January 16, 2010: Life is funny. Sometimes, it gives you all the signs you need to move forward.
January 16, 2010: And, I’m mean. Wow, couldn’t be farther from the truth. When it all comes down to it, I still don’t want to see anyone suffer…
January 19, 2010:All I can say is that big changes are going to happen in my life, and for the first time in a long time, I’m excited to be making choices…. Just want safety, stability and peace… and, now I know what needs to be done. Good night, FB.
January 20, 2010: A song comes to mind…. “Mama, I’m coimin’ home.”….
January 24, 2010: Sometimes, you lose them forever…..
January 27, 2010: Life is too short to wake up with regrets. ♥ So love the people who treat you right. ♥ Forget about the one’s who don’t. ♥ Believe everything happens for a reason. ♥ If you get a second chance, grab it with both hands. If it changes your life, let it. Nobody said life would be easy, they just promised it would be worth… it.
January 30, 2010:And, I’m off to Salado/Temple for the weekend. Hanging out w/ Mom. Such a peaceful place to be!! (-: But, first, got to cut my nephew’s hair. Get my son out of bed and get ready myself!
One of the hardest parts of my time with him was that he made me feel guilty about being close with my Mom. The other was lying to everyone around me. I was driving home from work today thinking about memories with him. I used to say that when we were happy, it was like a dream, but when it was bad, it was a nightmare. But, in the past few years, I’ve realized it wasn’t happiness. It was still survival no matter how you look at it. If you’re reading this – making excuses for him or her, I hope you figure out you deserve better. NO ONE deserves to be physically, mentally or verbally abused. THAT ISN’T LOVE, FOLKS! That’s control.

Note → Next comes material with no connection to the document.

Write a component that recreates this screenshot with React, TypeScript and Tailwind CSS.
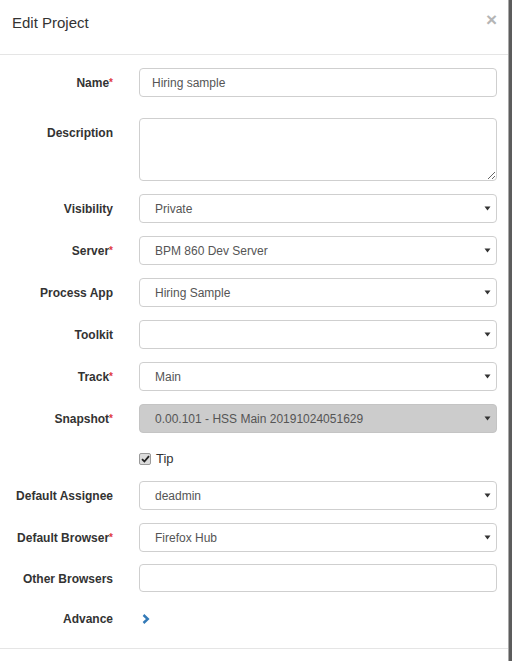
import type { ReactNode } from 'react';

function Caret() {
  return (
    <svg width="7" height="5" viewBox="0 0 7 5" className="shrink-0 mr-[1px]">
      <path d="M0.5 0.5 L6.5 0.5 L3.5 4.5 Z" fill="#333" />
    </svg>
  );
}

function Row({
  label,
  required,
  children,
  className = '',
}: {
  label: string;
  required?: boolean;
  children: ReactNode;
  className?: string;
}) {
  return (
    <div className={`flex items-start ${className}`}>
      <div className="w-[113px] h-[29px] flex items-center justify-end text-[12px] font-bold text-[#333] whitespace-nowrap">
        {label}
        {required && <span className="text-[#e0383e] text-[10px] self-start mt-[7px]">*</span>}
      </div>
      <div className="ml-[26px] w-[358px]">{children}</div>
    </div>
  );
}

function TextBox({ value = '', short }: { value?: string; short?: boolean }) {
  return (
    <div
      className={`${short ? 'h-[28px]' : 'h-[29px]'} border border-[#cfcfcf] rounded-[4px] bg-white flex items-center pl-[12px] text-[12px] text-[#555]`}
    >
      {value}
    </div>
  );
}

function Select({ value = '', disabled }: { value?: string; disabled?: boolean }) {
  return (
    <div
      className={`h-[29px] border rounded-[4px] flex items-center justify-between pl-[15px] pr-[4px] text-[12px] text-[#555] ${
        disabled ? 'bg-[#cccccc] border-[#c4c4c4]' : 'bg-white border-[#cfcfcf]'
      }`}
    >
      <span>{value}</span>
      <Caret />
    </div>
  );
}

export default function App() {
  return (
    <div className="flex h-[661px] bg-white" style={{ fontFamily: '"Liberation Sans", Arial, sans-serif' }}>
      <div className="w-[509px] border-r border-[#a9a9a9] flex flex-col">
        {/* Header */}
        <div className="h-[55px] border-b border-[#e5e5e5] flex items-start justify-between pl-[12px] pr-[11px] pt-[13px]">
          <h4 className="text-[15px] leading-[20px] text-[#333]">Edit Project</h4>
          <span className="text-[19px] leading-[14px] font-bold text-[#b5b5b5]">×</span>
        </div>

        {/* Body */}
        <div className="pt-[13px] flex flex-col">
          <Row label="Name" required>
            <TextBox value="Hiring sample" />
          </Row>
          <Row label="Description" className="mt-[21px]">
            <textarea className="block w-full h-[63px] border border-[#cfcfcf] rounded-[4px] bg-white outline-none" />
          </Row>
          <Row label="Visibility" className="mt-[13px]">
            <Select value="Private" />
          </Row>
          <Row label="Server" required className="mt-[13px]">
            <Select value="BPM 860 Dev Server" />
          </Row>
          <Row label="Process App" className="mt-[13px]">
            <Select value="Hiring Sample" />
          </Row>
          <Row label="Toolkit" className="mt-[13px]">
            <Select />
          </Row>
          <Row label="Track" required className="mt-[13px]">
            <Select value="Main" />
          </Row>
          <Row label="Snapshot" required className="mt-[13px]">
            <Select value="0.00.101 - HSS Main 20191024051629" disabled />
          </Row>

          {/* Tip checkbox */}
          <div className="flex items-center ml-[139px] mt-[19px] h-[14px]">
            <span className="w-[12px] h-[12px] rounded-[2px] border border-[#9a9a9a] bg-[#dcdcdc] flex items-center justify-center">
              <svg width="9" height="8" viewBox="0 0 9 8">
                <path d="M1 4.2 L3.4 6.5 L8 1.2" stroke="#222" strokeWidth="1.8" fill="none" />
              </svg>
            </span>
            <span className="ml-[5px] text-[13px] text-[#333]">Tip</span>
          </div>

          <Row label="Default Assignee" className="mt-[15px]">
            <Select value="deadmin" />
          </Row>
          <Row label="Default Browser" required className="mt-[13px]">
            <Select value="Firefox Hub" />
          </Row>
          <Row label="Other Browsers" className="mt-[12px]">
            <TextBox short />
          </Row>
          <Row label="Advance" className="mt-[11px]">
            <div className="h-[29px] flex items-center pl-[3px]">
              <svg width="8" height="10" viewBox="0 0 8 10">
                <path d="M1.5 1 L5.8 5 L1.5 9" stroke="#337ab7" strokeWidth="2.4" fill="none" />
              </svg>
            </div>
          </Row>
        </div>

        {/* Footer line */}
        <div className="mt-[15px] border-t border-[#e5e5e5]" />
      </div>
      <div className="flex-1 bg-[#5c5c5c]" />
    </div>
  );
}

I’ve listed 2 of many resources for Domestic Violence. I know people would say – how do you NOT know? It’s pretty easy when the abuser is telling someone that they are horrible and no good and physically hitting them. You forget who you are after awhile. But, it’s gradual. I woke up one day and was amazed. But, it’s 2018 and I’m OK. I live an entirely different life now. It can get better!